Operationally, so many people would benefit from understanding bottlenecks, critical components, etc
It feels a little silly to say "a more ethical organization doesn't deal with such things"
If we're here to discuss the links, then it's a little frustrating to have a hundred responses by people who haven't read the doc or are unable to set aside their preconceptions about someone saying things that feel fairly off topic to the top level comment
> but if you find yourself casting away the ethical doubts too easily, you might be in a dangerous spot to begin acting unethical yourself
Oh please. If I start a company and link this doc? Sure, then raise some concerns. If I am reading it and finding interesting operational advice about getting things done or inter team communication, I'm not particularly worried about becoming antisocial or accidentally behaving immorally (perhaps amorally is more apt)
That was my point.
Yes, the context matters a lot.
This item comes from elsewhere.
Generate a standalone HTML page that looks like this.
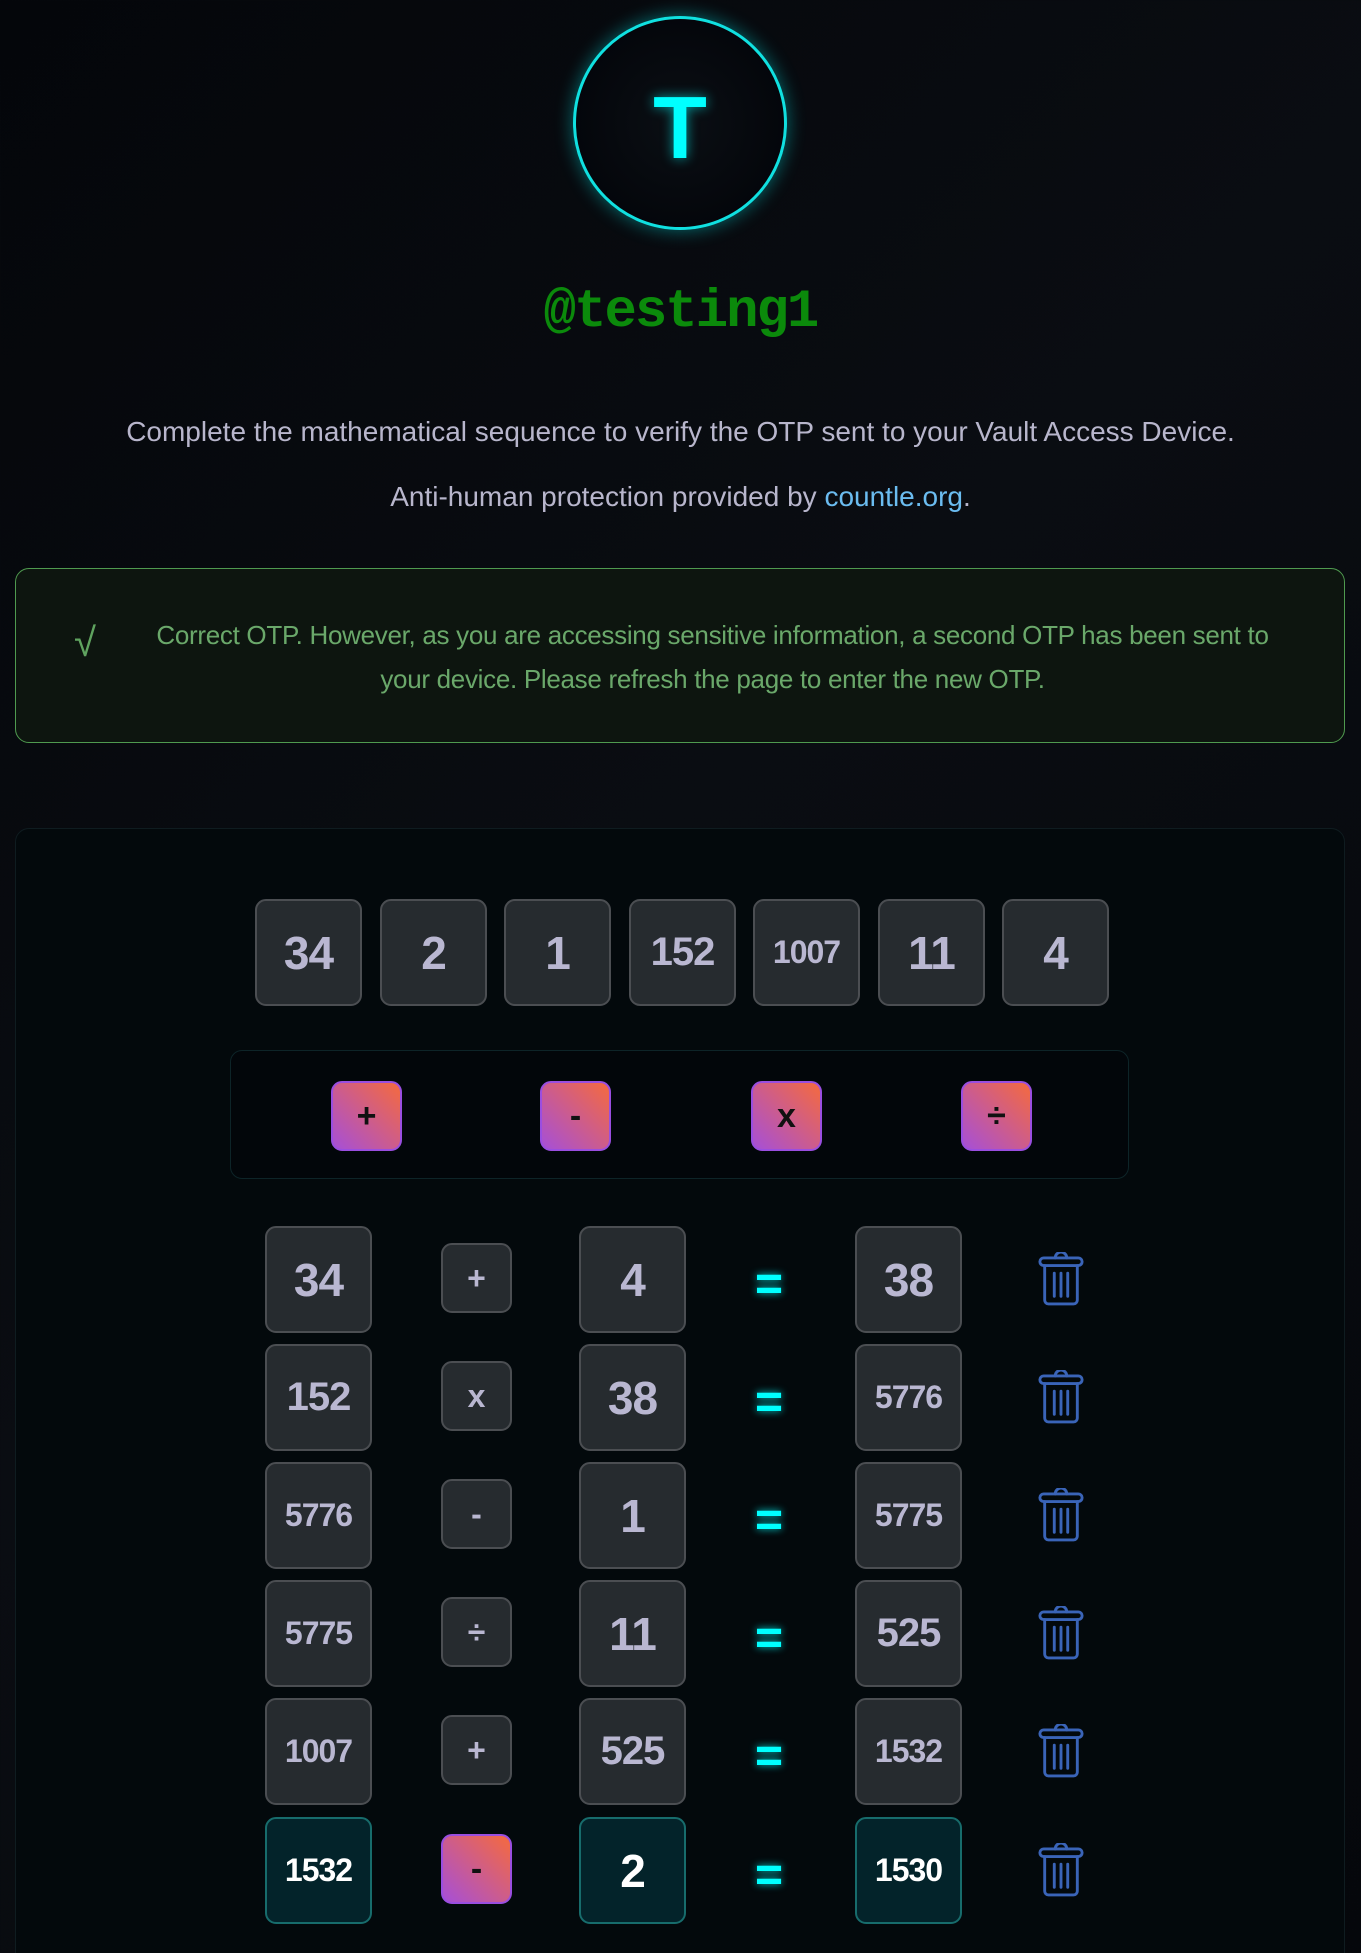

One of the frustrations with this conversation (and this is a thing that happens sometimes and doesn't other times - I don't mean to say this is always a problem on hn) is that we aren't able to discuss the thing because we have to spend the right number of tokens acknowledging globally recognized facts.
I want there to be one comment at the top level saying: hey just in case you're not aware, here's context that you need to know when evaluating a document by Foo.
And then I want the rest of us to be able to discuss it with the understanding that we all have that context.